Я (шепотом, потому что голос вдруг пропал): Осик! Нара отдала тебе амулет, который ей подарила мама. Знаешь, что это за камень? Это черный алмаз. Ее знак. У меня точно такой паучок, только камень красный…
Осик: А ты думаешь, я фантик на замен предлагаю? Камень в булавке – бриллиант! Четыре карата. Знаешь, что это такое – карат? Я спрашивал у отца. Он сказал, что это – куча бабок.
Я (решившись): Ладно, давай свою заколку! А ты не потеряешь паука?
Ося: Да я его даже не покажу никому. Иначе – сглазю… Или сглажу?
Я: Что сглазишь?
Ося: Деньги, конечно! Так Нара сказала. Ее имя – это амулет богатства. А если съесть живого паука, то деньги тебя сразу полюбят. А мне нужно иметь много денег. Отцовских не хватит.
Я: Для чего?
Ося: Чтобы заморозиться на двести лет!
Я: Зачем?!
Ося: Чтобы потом меня отморозили, а я дал врачам волосы мамы – у меня есть прядка в медальоне – и они ее склонировали. Прикинь? Мама родилась бы вот такая маленькая! Я бы ее растил, кормил! Что ты так уставилась? Не знаешь, что любого человека можно клонировать?

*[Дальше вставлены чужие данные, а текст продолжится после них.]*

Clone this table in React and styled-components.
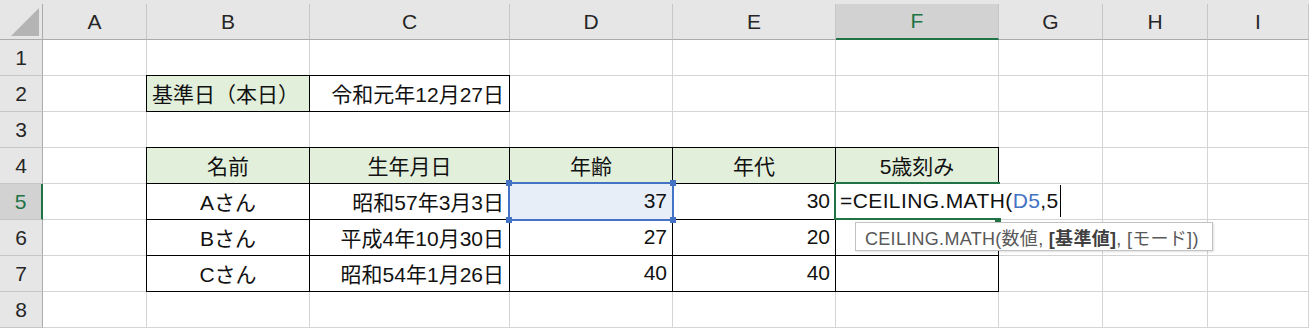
import React from "react";
import styled, { createGlobalStyle, css } from "styled-components";

const XL_GREEN = "#217346";
const HEAD_FILL = "#e2efda";
const SEL_FILL = "#e8eef8";
const REF_BLUE = "#4472c4";

const GlobalStyle = createGlobalStyle`
  * { box-sizing: border-box; }
  html, body {
    margin: 0;
    padding: 0;
    background: #fff;
    overflow: hidden;
  }
  body {
    font-family: "Liberation Sans", "Noto Sans CJK JP", sans-serif;
  }
`;

const Sheet = styled.div`
  display: grid;
  grid-template-columns: 43px 104px 163px 200px 163px 163px 163px 104px 105px 1fr;
  grid-auto-rows: 36px;
  width: 1309px;
  height: 328px;
  padding-top: 4px;
  background: #e6e6e6;
`;

const Corner = styled.div`
  border-right: 1px solid #ababab;
  border-bottom: 1px solid #ababab;
  svg {
    display: block;
  }
`;

const ColHead = styled.div`
  display: flex;
  align-items: center;
  justify-content: center;
  font-size: 21px;
  background: ${(p) => (p.$active ? "#d2d2d2" : "#e6e6e6")};
  color: ${(p) => (p.$active ? XL_GREEN : "#262626")};
  border-right: 1px solid #c6c6c6;
  border-bottom: ${(p) => (p.$active ? `2px solid ${XL_GREEN}` : "1px solid #ababab")};
`;

const RowHead = styled.div`
  display: flex;
  align-items: center;
  justify-content: center;
  font-size: 21px;
  background: ${(p) => (p.$active ? "#d2d2d2" : "#e6e6e6")};
  color: ${(p) => (p.$active ? XL_GREEN : "#262626")};
  border-right: ${(p) => (p.$active ? `2px solid ${XL_GREEN}` : "1px solid #ababab")};
  border-bottom: 1px solid #c6c6c6;
`;

const justify = { left: "flex-start", center: "center", right: "flex-end" };

const Cell = styled.div`
  display: flex;
  align-items: center;
  justify-content: ${(p) => justify[p.$align || "left"]};
  padding: 0 5px 1px;
  font-size: 21px;
  color: #111;
  white-space: nowrap;
  min-width: 0;
  background: ${(p) => p.$fill || "#fff"};
  border-right: 1px solid ${(p) => (p.$boxed ? "#000" : "#d4d4d4")};
  border-bottom: 1px solid ${(p) => (p.$boxed ? "#000" : "#d4d4d4")};
  ${(p) =>
    p.$boxed &&
    css`
      box-shadow: -1px -1px 0 #000, 0 -1px 0 #000, -1px 0 0 #000;
    `}
  ${(p) =>
    p.$ref &&
    css`
      position: relative;
    `}
  ${(p) =>
    p.$editing &&
    css`
      position: relative;
      z-index: 1;
      padding-left: 4px;
      border-right-color: #fff;
    `}
`;

/* coloured reference frame drawn over the cell named in the formula */
const RefBox = styled.div`
  position: absolute;
  left: -2px;
  top: -2px;
  width: 166px;
  height: 39px;
  border: 2px solid ${REF_BLUE};
  z-index: 2;

  &::before {
    content: "";
    position: absolute;
    left: -4px;
    top: -4px;
    width: 6px;
    height: 6px;
    background: ${REF_BLUE};
    box-shadow: 164px 0 0 ${REF_BLUE}, 0 37px 0 ${REF_BLUE}, 164px 37px 0 ${REF_BLUE};
  }
`;

/* active cell frame with its fill handle */
const ActiveFrame = styled.div`
  position: absolute;
  left: -2px;
  top: -2px;
  width: 166px;
  height: 38px;
  border: 2px solid ${XL_GREEN};
  border-right: none;

  &::after {
    content: "";
    position: absolute;
    left: 159px;
    top: 34px;
    width: 6px;
    height: 5px;
    background: ${XL_GREEN};
  }
`;

const EditText = styled.span`
  display: inline-flex;
  align-items: center;
  letter-spacing: 0.4px;
`;

const RefText = styled.span`
  color: ${REF_BLUE};
`;

const Caret = styled.span`
  display: inline-block;
  width: 1px;
  height: 32px;
  margin-left: 1px;
  background: #000;
`;

const Tooltip = styled.div`
  position: absolute;
  left: 19px;
  top: 38px;
  width: 358px;
  height: 29px;
  display: flex;
  align-items: center;
  padding-left: 9px;
  background: #fff;
  border: 1px solid #c2c2c2;
  box-shadow: 1px 1px 2px rgba(0, 0, 0, 0.12);
  font-size: 18px;
  letter-spacing: 0.3px;
  color: #595959;
  white-space: nowrap;
  z-index: 3;

  b {
    color: #3f3f3f;
    font-weight: bold;
  }
`;

const COLUMNS = ["A", "B", "C", "D", "E", "F", "G", "H", "I"];

const head = (text) => ({ text, fill: HEAD_FILL, align: "center", boxed: true });
const num = (text) => ({ text, align: "right", boxed: true });

const ROWS = [
  { n: 1, cells: {} },
  {
    n: 2,
    cells: {
      B: { text: "基準日（本日）", fill: HEAD_FILL, align: "left", boxed: true },
      C: { text: "令和元年12月27日", align: "right", boxed: true },
    },
  },
  { n: 3, cells: {} },
  {
    n: 4,
    cells: { B: head("名前"), C: head("生年月日"), D: head("年齢"), E: head("年代"), F: head("5歳刻み") },
  },
  {
    n: 5,
    active: true,
    cells: {
      B: { text: "Aさん", align: "center", boxed: true },
      C: num("昭和57年3月3日"),
      D: { ...num("37"), fill: SEL_FILL, ref: true },
      E: num("30"),
      F: { boxed: true, editing: true },
    },
  },
  {
    n: 6,
    cells: {
      B: { text: "Bさん", align: "center", boxed: true },
      C: num("平成4年10月30日"),
      D: num("27"),
      E: num("20"),
      F: { boxed: true },
    },
  },
  {
    n: 7,
    cells: {
      B: { text: "Cさん", align: "center", boxed: true },
      C: num("昭和54年1月26日"),
      D: num("40"),
      E: num("40"),
      F: { boxed: true },
    },
  },
  { n: 8, cells: {} },
];

const Editor = () => (
  <>
    <EditText>
      =CEILING.MATH(<RefText>D5</RefText>,5
      <Caret />
    </EditText>
    <ActiveFrame />
    <Tooltip>
      CEILING.MATH(数値,&nbsp;<b>[基準値]</b>, [モード])
    </Tooltip>
  </>
);

const SheetCell = ({ cell }) => {
  if (!cell) return <Cell />;
  return (
    <Cell
      $align={cell.align}
      $fill={cell.fill}
      $boxed={cell.boxed}
      $ref={cell.ref}
      $editing={cell.editing}
    >
      {cell.editing ? <Editor /> : cell.text}
      {cell.ref && <RefBox />}
    </Cell>
  );
};

export default function App() {
  return (
    <>
      <GlobalStyle />
      <Sheet>
        <Corner>
          <svg width="42" height="35" viewBox="0 0 42 35">
            <polygon points="11,32 39,32 39,4" fill="#b4b4b4" />
          </svg>
        </Corner>
        {COLUMNS.map((c) => (
          <ColHead key={c} $active={c === "F"}>
            {c}
          </ColHead>
        ))}
        {ROWS.map((row) => (
          <React.Fragment key={row.n}>
            <RowHead $active={row.active}>{row.n}</RowHead>
            {COLUMNS.map((c) => (
              <SheetCell key={c} cell={row.cells[c]} />
            ))}
          </React.Fragment>
        ))}
      </Sheet>
    </>
  );
}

Я доплакалась до икоты и синих пятен в глазах. Так я не плакала с похорон бабушки Руты. Тогда, четыре года назад, со мной еще и судороги случились – вдруг свело ноги, я закричала, и пришел Кубрик. Он взял меня под мышку, отнес к бочке и окунул в холодную воду, разбив моим визжащим телом ее зацветшую поверхность. Потом отнес к себе в комнату, завернул в большую лохматую шкуру и сел сторожить.
– Она умерла первой, – сказал Кубрик, когда я задремала, устав отслеживать блики огня на его лице – Кубрик сидел у открытой печурки. – Подумать только – моя козочка!.. Моя овечка умерла. Кто же теперь меня похоронит?..
– Кубрик, – спросила я, – как тебя зовут?
– Не помню, – легко отмахнулся он. – Свояк называл морячком.
– Вспомни!
– Я плавал пятнадцать лет.
– Вспомни, как тебя зовут!
Он встает, копается в сундучке, который вытащил из-под лежанки, и трясет перед моим лицом паспортом.
– Вот же – Иван Павлович меня зовут!
– Иван Павлович, – говорю я торжественно. – Я тебя похороню, не беспокойся.
– А ты кто? – удивляется Кубрик, протягивает руку и трогает мои волосы, словно определяя толщину и прислушиваясь, как они шуршат в его пальцах. – А!.. – вспоминает он памятью пальцев. – Ты девочка с корзинкой. Ты не сможешь.